U.S. users: You cannot opt out. Your only option is making your Facebook account private - Meta says it won’t use private account data.

EU users: The GDPR objection form was removed in May 2025. You’re now included.

Perplexity

  1. Go to Settings
  2. Find and disable AI Data Retention
  3. Note: This doesn’t affect Enterprise accounts (which never train)

The Most Private Options

If privacy is your priority, here are your best choices:

For a commercial chatbot: Claude offers the strongest default privacy protections. It doesn’t train on your data by default for older accounts, doesn’t track users, and doesn’t show third-party ads.

For maximum privacy: Duck.ai strips your IP address and identifying metadata before sending prompts to underlying models (OpenAI, Anthropic, or Meta). You get AI capabilities without direct tracking.

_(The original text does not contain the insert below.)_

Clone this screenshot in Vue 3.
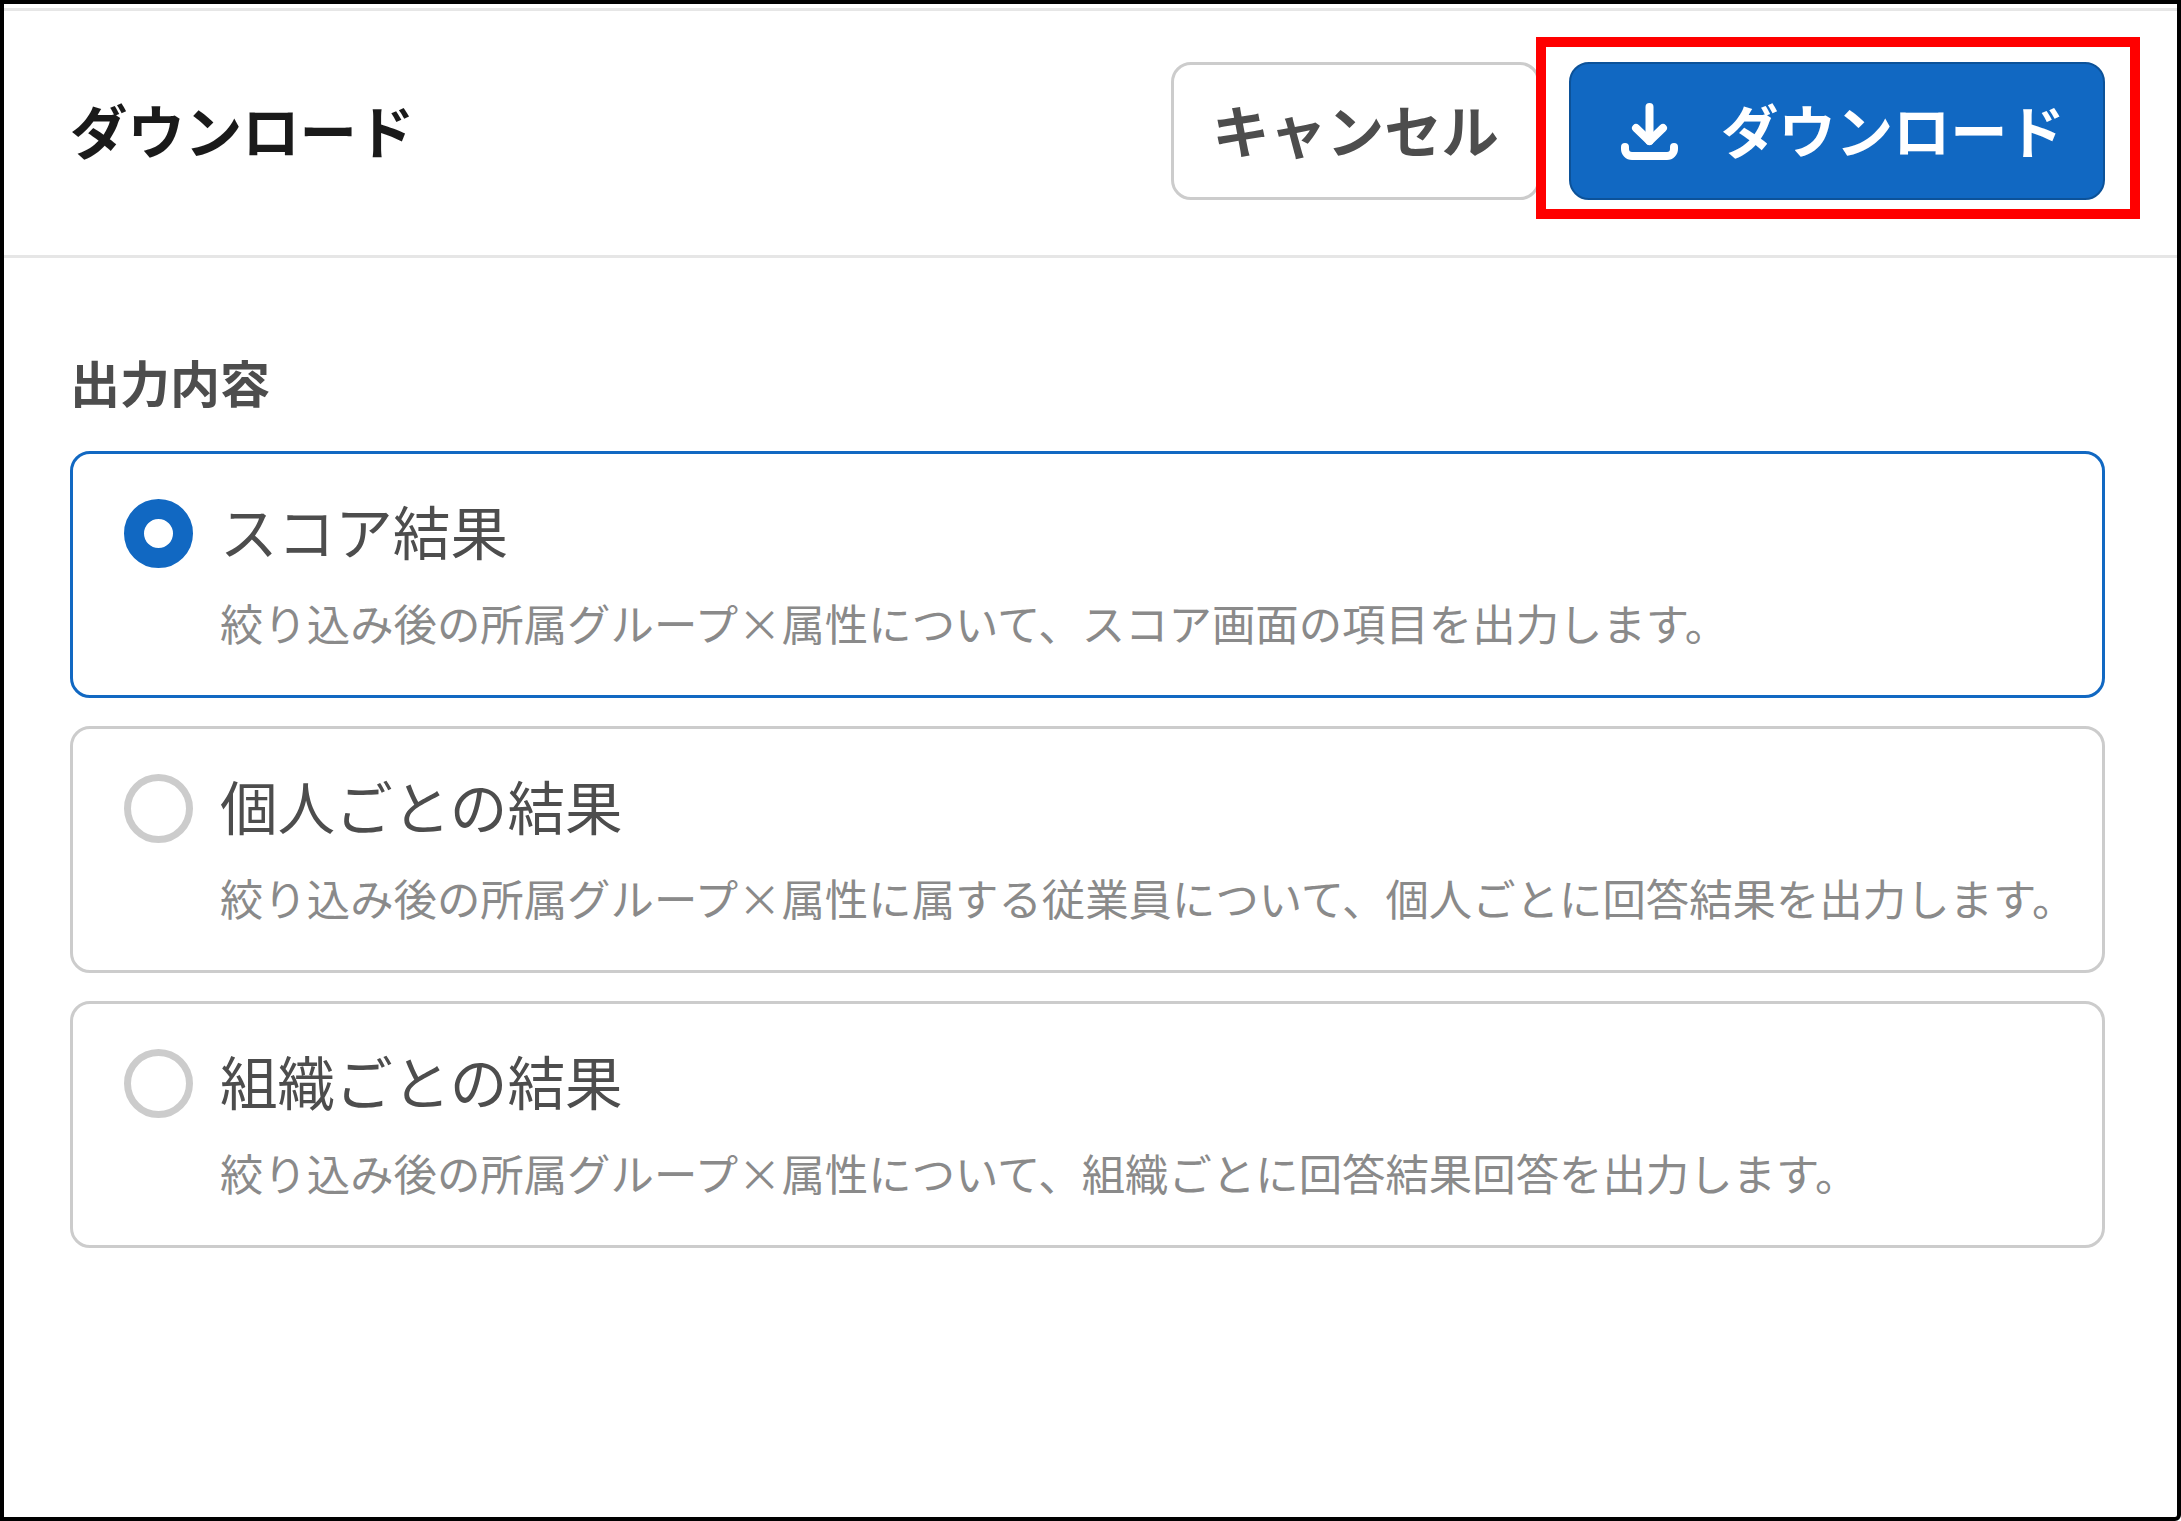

For complete control: Run a local model. Ollama with Llama 3 or similar means your data never leaves your machine. Zero collection, zero training, zero third parties.

What You Can Do

  1. Check your settings now. Most services have opt-outs buried in menus. Find them.

  2. Use incognito/temporary modes. Claude, Perplexity, and Gemini all offer temporary chat options that aren’t saved or trained on.

  3. Don’t put sensitive info in chatbots. Assume human reviewers will see it. Google says this explicitly.

  4. Consider local alternatives. For sensitive work, a local LLM eliminates the privacy question entirely.

  5. Watch for policy changes. Anthropic, Meta, and others have all changed their policies in the past year. What’s opt-in today might be opt-out tomorrow.

The AI industry has made data collection the default. But you don’t have to accept it. A few minutes in settings can significantly reduce what these companies know about you.